May 24, 2019
Learn how Drifter Entertainment leveraged elegant optimizations to bring Robo Recall to the Oculus Quest
Despite more modest system specs, Robo Recall: Unplugged plays identically to its Rift counterpart. This means the game still features the same amount of enemies, physics, and spatial audio as the original title. What’s even more impressive is that Drifter Entertainment was able to bring all of this over with just seven people in six months. To shed some light on how the studio was able to accomplish this, we interviewed Technical Director Matt Tonks. In our discussion, the Drifter Entertainment dev outlines challenges the team had to overcome, elaborates on what optimizations netted the biggest performance gains, and shares Quest development tips.

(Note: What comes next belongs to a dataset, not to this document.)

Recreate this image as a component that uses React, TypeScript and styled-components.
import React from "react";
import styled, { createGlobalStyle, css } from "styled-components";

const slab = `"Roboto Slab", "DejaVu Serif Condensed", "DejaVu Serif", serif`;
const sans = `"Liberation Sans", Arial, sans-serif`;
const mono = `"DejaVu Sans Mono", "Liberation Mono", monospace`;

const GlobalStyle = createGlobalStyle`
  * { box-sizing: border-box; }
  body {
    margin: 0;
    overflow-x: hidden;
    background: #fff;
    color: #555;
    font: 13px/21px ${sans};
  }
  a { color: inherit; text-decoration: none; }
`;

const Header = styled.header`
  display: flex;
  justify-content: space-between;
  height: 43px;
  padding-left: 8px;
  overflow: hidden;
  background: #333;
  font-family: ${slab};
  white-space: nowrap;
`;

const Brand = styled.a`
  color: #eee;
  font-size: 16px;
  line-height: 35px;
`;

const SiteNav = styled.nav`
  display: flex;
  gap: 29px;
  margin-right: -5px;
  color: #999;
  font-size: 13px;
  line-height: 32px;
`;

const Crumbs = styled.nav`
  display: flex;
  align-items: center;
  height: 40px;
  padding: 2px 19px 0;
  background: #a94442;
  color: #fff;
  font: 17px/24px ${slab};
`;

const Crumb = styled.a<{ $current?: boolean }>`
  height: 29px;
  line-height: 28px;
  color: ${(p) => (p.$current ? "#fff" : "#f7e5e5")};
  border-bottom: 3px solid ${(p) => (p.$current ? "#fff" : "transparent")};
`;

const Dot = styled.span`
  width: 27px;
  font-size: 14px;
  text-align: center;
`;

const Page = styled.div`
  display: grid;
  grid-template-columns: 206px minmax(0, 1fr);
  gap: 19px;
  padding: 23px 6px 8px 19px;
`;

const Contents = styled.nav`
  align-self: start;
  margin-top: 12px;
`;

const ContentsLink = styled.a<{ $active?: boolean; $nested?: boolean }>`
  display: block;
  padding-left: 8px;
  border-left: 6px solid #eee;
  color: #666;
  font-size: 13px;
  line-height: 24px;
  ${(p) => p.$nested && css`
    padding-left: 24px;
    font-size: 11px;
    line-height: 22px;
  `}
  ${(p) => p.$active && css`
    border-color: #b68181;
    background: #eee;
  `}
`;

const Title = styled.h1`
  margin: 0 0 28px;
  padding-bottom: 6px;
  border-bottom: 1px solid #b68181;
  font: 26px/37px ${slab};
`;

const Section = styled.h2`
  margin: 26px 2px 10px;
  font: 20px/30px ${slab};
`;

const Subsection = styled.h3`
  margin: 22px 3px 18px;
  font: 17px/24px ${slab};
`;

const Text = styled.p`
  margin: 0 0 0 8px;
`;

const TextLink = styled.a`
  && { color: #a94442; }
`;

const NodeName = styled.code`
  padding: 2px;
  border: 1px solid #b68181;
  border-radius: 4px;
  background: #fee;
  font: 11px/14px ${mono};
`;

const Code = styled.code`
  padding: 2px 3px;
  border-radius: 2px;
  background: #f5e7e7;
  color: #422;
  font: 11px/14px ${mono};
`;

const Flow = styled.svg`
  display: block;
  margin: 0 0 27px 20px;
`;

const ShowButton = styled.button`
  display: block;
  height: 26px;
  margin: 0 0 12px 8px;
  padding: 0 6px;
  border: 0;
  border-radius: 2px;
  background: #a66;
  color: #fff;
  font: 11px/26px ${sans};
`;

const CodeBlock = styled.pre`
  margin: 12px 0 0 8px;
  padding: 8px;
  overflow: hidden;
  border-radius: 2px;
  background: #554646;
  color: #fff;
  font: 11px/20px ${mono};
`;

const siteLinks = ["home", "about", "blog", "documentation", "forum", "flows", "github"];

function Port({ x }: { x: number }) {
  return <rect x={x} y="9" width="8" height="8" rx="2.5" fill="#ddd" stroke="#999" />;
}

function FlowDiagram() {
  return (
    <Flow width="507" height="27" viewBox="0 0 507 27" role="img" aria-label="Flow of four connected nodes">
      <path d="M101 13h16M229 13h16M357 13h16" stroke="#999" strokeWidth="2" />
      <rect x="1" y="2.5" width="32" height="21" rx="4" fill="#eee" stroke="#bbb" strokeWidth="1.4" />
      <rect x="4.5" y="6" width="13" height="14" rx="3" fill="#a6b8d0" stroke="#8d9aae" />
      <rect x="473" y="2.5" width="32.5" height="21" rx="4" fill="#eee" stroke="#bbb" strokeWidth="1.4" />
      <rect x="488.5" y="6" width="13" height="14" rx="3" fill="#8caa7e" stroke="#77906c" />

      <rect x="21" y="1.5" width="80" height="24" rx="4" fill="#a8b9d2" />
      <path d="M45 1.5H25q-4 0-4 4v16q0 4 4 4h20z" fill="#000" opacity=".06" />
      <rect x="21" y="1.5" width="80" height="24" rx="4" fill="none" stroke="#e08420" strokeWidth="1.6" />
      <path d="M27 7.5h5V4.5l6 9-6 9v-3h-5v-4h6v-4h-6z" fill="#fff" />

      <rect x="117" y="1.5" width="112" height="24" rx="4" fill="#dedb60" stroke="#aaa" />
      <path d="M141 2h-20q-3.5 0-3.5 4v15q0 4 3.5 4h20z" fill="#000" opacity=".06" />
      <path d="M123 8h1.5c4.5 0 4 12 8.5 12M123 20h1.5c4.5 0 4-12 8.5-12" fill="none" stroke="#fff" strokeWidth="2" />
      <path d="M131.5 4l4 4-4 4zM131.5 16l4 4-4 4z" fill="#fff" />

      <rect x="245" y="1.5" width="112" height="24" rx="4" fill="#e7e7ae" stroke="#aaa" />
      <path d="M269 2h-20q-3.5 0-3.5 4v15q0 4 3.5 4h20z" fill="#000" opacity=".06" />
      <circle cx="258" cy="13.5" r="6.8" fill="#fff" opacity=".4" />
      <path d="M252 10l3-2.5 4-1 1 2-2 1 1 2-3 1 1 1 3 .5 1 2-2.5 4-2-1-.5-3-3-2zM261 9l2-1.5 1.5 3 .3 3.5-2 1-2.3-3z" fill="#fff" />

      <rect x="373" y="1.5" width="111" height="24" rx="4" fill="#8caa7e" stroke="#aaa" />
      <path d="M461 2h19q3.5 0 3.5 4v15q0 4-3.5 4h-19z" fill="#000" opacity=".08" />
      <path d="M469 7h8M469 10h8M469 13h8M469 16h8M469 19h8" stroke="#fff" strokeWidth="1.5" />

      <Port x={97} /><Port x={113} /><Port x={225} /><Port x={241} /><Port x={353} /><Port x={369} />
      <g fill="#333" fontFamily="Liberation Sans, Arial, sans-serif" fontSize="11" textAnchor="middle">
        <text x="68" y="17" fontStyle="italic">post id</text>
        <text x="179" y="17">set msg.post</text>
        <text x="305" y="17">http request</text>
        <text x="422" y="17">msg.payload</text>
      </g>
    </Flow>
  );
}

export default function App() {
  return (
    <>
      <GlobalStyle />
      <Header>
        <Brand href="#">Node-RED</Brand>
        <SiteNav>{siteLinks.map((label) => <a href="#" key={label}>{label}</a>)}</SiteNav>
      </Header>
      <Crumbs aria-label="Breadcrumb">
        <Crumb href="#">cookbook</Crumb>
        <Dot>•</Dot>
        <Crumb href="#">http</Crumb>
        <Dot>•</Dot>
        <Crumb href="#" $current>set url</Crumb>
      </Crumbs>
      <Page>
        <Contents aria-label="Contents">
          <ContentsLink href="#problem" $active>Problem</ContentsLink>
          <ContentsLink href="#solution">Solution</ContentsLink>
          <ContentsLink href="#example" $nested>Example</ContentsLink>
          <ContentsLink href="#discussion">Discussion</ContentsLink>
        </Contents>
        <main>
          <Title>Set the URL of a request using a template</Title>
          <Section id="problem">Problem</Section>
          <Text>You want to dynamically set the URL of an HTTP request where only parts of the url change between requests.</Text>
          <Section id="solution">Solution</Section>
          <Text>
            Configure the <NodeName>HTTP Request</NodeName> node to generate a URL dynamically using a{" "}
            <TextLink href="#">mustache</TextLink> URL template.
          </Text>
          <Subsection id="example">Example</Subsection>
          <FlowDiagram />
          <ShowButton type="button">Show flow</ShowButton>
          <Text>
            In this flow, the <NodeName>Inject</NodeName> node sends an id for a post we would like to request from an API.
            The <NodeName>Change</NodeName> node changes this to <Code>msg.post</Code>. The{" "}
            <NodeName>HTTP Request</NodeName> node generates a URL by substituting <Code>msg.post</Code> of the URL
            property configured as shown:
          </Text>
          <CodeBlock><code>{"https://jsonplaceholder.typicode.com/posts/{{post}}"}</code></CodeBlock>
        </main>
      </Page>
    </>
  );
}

Can you shed some light on how Drifter Entertainment has taken the lead on developing Robo Recall for the Oculus Quest?
Technical Director Matt Tonks: With Quest’s focus being Rift-style gaming, getting Robo Recall on Quest was obviously something Oculus were very keen on seeing happen...Robo Recall is Epic’s game. As you might imagine, I think they were a little shy about letting just anyone work on the port. Luckily, Drifter has strong ties to Epic and decades of collective experience using (and working on) Unreal Engine, which made us the perfect partner to help pave the way and show what is possible on Quest with Unreal Engine.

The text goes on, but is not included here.